>> Start SOURCE EXCERPT

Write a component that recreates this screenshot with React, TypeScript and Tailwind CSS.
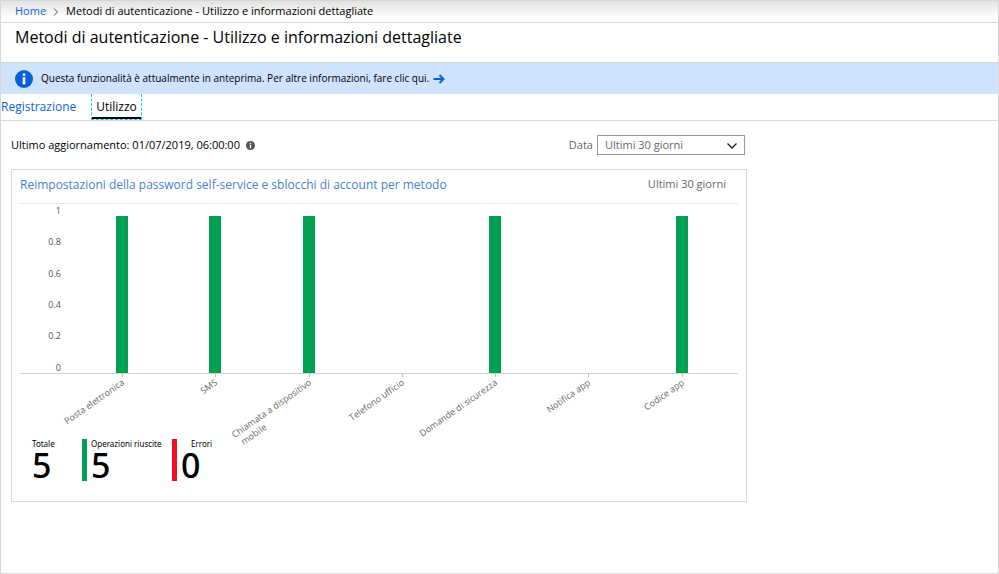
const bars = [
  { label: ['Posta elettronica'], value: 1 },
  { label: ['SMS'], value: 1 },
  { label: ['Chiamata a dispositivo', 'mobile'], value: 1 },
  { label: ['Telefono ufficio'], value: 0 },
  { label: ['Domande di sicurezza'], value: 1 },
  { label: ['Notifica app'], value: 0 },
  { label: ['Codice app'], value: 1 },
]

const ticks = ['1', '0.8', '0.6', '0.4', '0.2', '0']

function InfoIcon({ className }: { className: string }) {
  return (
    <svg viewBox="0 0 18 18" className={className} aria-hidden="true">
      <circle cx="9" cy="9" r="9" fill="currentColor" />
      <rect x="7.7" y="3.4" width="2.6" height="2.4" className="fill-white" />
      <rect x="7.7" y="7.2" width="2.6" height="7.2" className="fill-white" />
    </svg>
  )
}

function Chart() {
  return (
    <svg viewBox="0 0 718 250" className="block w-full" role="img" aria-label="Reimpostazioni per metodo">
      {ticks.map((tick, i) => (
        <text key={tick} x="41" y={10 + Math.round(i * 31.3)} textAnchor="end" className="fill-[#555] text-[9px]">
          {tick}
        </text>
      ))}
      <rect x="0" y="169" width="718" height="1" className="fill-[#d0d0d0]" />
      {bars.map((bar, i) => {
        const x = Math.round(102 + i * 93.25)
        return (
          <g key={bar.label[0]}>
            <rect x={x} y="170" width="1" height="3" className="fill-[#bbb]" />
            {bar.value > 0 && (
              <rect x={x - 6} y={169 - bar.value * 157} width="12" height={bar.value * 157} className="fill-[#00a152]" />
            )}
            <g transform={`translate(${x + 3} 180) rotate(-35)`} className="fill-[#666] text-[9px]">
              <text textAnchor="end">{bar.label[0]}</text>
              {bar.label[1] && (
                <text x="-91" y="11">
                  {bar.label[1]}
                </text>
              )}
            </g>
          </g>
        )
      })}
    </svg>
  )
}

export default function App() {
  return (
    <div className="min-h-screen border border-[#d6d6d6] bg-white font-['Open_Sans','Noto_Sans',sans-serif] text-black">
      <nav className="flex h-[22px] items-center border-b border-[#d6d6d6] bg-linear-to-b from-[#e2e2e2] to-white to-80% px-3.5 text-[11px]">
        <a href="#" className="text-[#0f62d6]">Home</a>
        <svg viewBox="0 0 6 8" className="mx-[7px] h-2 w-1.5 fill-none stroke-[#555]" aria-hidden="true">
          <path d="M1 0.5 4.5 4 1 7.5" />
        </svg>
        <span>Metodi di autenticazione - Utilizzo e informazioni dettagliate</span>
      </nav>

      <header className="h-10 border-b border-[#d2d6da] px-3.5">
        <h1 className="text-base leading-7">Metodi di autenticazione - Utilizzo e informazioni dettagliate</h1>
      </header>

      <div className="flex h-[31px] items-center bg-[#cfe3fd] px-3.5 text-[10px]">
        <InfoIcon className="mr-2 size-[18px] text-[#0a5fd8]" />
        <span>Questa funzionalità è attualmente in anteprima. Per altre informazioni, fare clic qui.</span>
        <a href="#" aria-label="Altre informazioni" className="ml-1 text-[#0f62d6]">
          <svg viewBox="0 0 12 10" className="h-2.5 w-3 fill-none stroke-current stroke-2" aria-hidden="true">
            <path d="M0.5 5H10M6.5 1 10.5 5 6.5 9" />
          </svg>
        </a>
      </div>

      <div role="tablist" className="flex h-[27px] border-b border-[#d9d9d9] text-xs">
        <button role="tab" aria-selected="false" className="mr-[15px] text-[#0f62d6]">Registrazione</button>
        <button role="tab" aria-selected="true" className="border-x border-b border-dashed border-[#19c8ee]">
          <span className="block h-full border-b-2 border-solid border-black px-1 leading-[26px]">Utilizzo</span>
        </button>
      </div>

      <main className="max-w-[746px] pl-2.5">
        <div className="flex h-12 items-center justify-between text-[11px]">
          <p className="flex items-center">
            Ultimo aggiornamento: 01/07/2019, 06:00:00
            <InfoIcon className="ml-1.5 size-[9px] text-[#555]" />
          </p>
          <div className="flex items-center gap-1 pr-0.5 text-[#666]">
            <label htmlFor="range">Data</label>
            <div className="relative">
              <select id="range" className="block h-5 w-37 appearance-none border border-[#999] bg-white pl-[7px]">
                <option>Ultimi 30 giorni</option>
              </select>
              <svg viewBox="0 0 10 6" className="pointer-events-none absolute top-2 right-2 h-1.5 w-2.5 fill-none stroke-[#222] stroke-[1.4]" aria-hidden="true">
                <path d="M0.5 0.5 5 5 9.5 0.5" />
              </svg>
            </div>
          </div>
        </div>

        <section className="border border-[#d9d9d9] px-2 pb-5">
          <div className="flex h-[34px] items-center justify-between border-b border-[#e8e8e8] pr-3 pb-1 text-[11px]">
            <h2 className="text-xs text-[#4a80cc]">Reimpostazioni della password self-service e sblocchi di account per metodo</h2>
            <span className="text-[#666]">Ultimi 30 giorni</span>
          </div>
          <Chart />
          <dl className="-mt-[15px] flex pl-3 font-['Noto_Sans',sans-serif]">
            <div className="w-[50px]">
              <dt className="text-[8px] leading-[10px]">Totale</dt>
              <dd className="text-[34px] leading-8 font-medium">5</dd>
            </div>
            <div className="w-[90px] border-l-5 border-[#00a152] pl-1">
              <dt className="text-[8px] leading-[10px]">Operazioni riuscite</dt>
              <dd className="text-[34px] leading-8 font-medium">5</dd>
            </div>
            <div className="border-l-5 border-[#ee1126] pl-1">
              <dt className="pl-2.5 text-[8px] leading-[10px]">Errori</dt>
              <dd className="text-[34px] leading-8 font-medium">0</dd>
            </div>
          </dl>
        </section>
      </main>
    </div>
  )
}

>> End SOURCE EXCERPT

> **WORK TO BE COMPLETED**
Quote each line of the listing exactly, but leave the pictures out.

> **COMPLETE OUTPUT**
Write a component that recreates this screenshot with React, TypeScript and Tailwind CSS.
const bars = [
  { label: ['Posta elettronica'], value: 1 },
  { label: ['SMS'], value: 1 },
  { label: ['Chiamata a dispositivo', 'mobile'], value: 1 },
  { label: ['Telefono ufficio'], value: 0 },
  { label: ['Domande di sicurezza'], value: 1 },
  { label: ['Notifica app'], value: 0 },
  { label: ['Codice app'], value: 1 },
]

const ticks = ['1', '0.8', '0.6', '0.4', '0.2', '0']

function InfoIcon({ className }: { className: string }) {
  return (
    <svg viewBox="0 0 18 18" className={className} aria-hidden="true">
      <circle cx="9" cy="9" r="9" fill="currentColor" />
      <rect x="7.7" y="3.4" width="2.6" height="2.4" className="fill-white" />
      <rect x="7.7" y="7.2" width="2.6" height="7.2" className="fill-white" />
    </svg>
  )
}

function Chart() {
  return (
    <svg viewBox="0 0 718 250" className="block w-full" role="img" aria-label="Reimpostazioni per metodo">
      {ticks.map((tick, i) => (
        <text key={tick} x="41" y={10 + Math.round(i * 31.3)} textAnchor="end" className="fill-[#555] text-[9px]">
          {tick}
        </text>
      ))}
      <rect x="0" y="169" width="718" height="1" className="fill-[#d0d0d0]" />
      {bars.map((bar, i) => {
        const x = Math.round(102 + i * 93.25)
        return (
          <g key={bar.label[0]}>
            <rect x={x} y="170" width="1" height="3" className="fill-[#bbb]" />
            {bar.value > 0 && (
              <rect x={x - 6} y={169 - bar.value * 157} width="12" height={bar.value * 157} className="fill-[#00a152]" />
            )}
            <g transform={`translate(${x + 3} 180) rotate(-35)`} className="fill-[#666] text-[9px]">
              <text textAnchor="end">{bar.label[0]}</text>
              {bar.label[1] && (
                <text x="-91" y="11">
                  {bar.label[1]}
                </text>
              )}
            </g>
          </g>
        )
      })}
    </svg>
  )
}

export default function App() {
  return (
    <div className="min-h-screen border border-[#d6d6d6] bg-white font-['Open_Sans','Noto_Sans',sans-serif] text-black">
      <nav className="flex h-[22px] items-center border-b border-[#d6d6d6] bg-linear-to-b from-[#e2e2e2] to-white to-80% px-3.5 text-[11px]">
        <a href="#" className="text-[#0f62d6]">Home</a>
        <svg viewBox="0 0 6 8" className="mx-[7px] h-2 w-1.5 fill-none stroke-[#555]" aria-hidden="true">
          <path d="M1 0.5 4.5 4 1 7.5" />
        </svg>
        <span>Metodi di autenticazione - Utilizzo e informazioni dettagliate</span>
      </nav>

      <header className="h-10 border-b border-[#d2d6da] px-3.5">
        <h1 className="text-base leading-7">Metodi di autenticazione - Utilizzo e informazioni dettagliate</h1>
      </header>

      <div className="flex h-[31px] items-center bg-[#cfe3fd] px-3.5 text-[10px]">
        <InfoIcon className="mr-2 size-[18px] text-[#0a5fd8]" />
        <span>Questa funzionalità è attualmente in anteprima. Per altre informazioni, fare clic qui.</span>
        <a href="#" aria-label="Altre informazioni" className="ml-1 text-[#0f62d6]">
          <svg viewBox="0 0 12 10" className="h-2.5 w-3 fill-none stroke-current stroke-2" aria-hidden="true">
            <path d="M0.5 5H10M6.5 1 10.5 5 6.5 9" />
          </svg>
        </a>
      </div>

      <div role="tablist" className="flex h-[27px] border-b border-[#d9d9d9] text-xs">
        <button role="tab" aria-selected="false" className="mr-[15px] text-[#0f62d6]">Registrazione</button>
        <button role="tab" aria-selected="true" className="border-x border-b border-dashed border-[#19c8ee]">
          <span className="block h-full border-b-2 border-solid border-black px-1 leading-[26px]">Utilizzo</span>
        </button>
      </div>

      <main className="max-w-[746px] pl-2.5">
        <div className="flex h-12 items-center justify-between text-[11px]">
          <p className="flex items-center">
            Ultimo aggiornamento: 01/07/2019, 06:00:00
            <InfoIcon className="ml-1.5 size-[9px] text-[#555]" />
          </p>
          <div className="flex items-center gap-1 pr-0.5 text-[#666]">
            <label htmlFor="range">Data</label>
            <div className="relative">
              <select id="range" className="block h-5 w-37 appearance-none border border-[#999] bg-white pl-[7px]">
                <option>Ultimi 30 giorni</option>
              </select>
              <svg viewBox="0 0 10 6" className="pointer-events-none absolute top-2 right-2 h-1.5 w-2.5 fill-none stroke-[#222] stroke-[1.4]" aria-hidden="true">
                <path d="M0.5 0.5 5 5 9.5 0.5" />
              </svg>
            </div>
          </div>
        </div>

        <section className="border border-[#d9d9d9] px-2 pb-5">
          <div className="flex h-[34px] items-center justify-between border-b border-[#e8e8e8] pr-3 pb-1 text-[11px]">
            <h2 className="text-xs text-[#4a80cc]">Reimpostazioni della password self-service e sblocchi di account per metodo</h2>
            <span className="text-[#666]">Ultimi 30 giorni</span>
          </div>
          <Chart />
          <dl className="-mt-[15px] flex pl-3 font-['Noto_Sans',sans-serif]">
            <div className="w-[50px]">
              <dt className="text-[8px] leading-[10px]">Totale</dt>
              <dd className="text-[34px] leading-8 font-medium">5</dd>
            </div>
            <div className="w-[90px] border-l-5 border-[#00a152] pl-1">
              <dt className="text-[8px] leading-[10px]">Operazioni riuscite</dt>
              <dd className="text-[34px] leading-8 font-medium">5</dd>
            </div>
            <div className="border-l-5 border-[#ee1126] pl-1">
              <dt className="pl-2.5 text-[8px] leading-[10px]">Errori</dt>
              <dd className="text-[34px] leading-8 font-medium">0</dd>
            </div>
          </dl>
        </section>
      </main>
    </div>
  )
}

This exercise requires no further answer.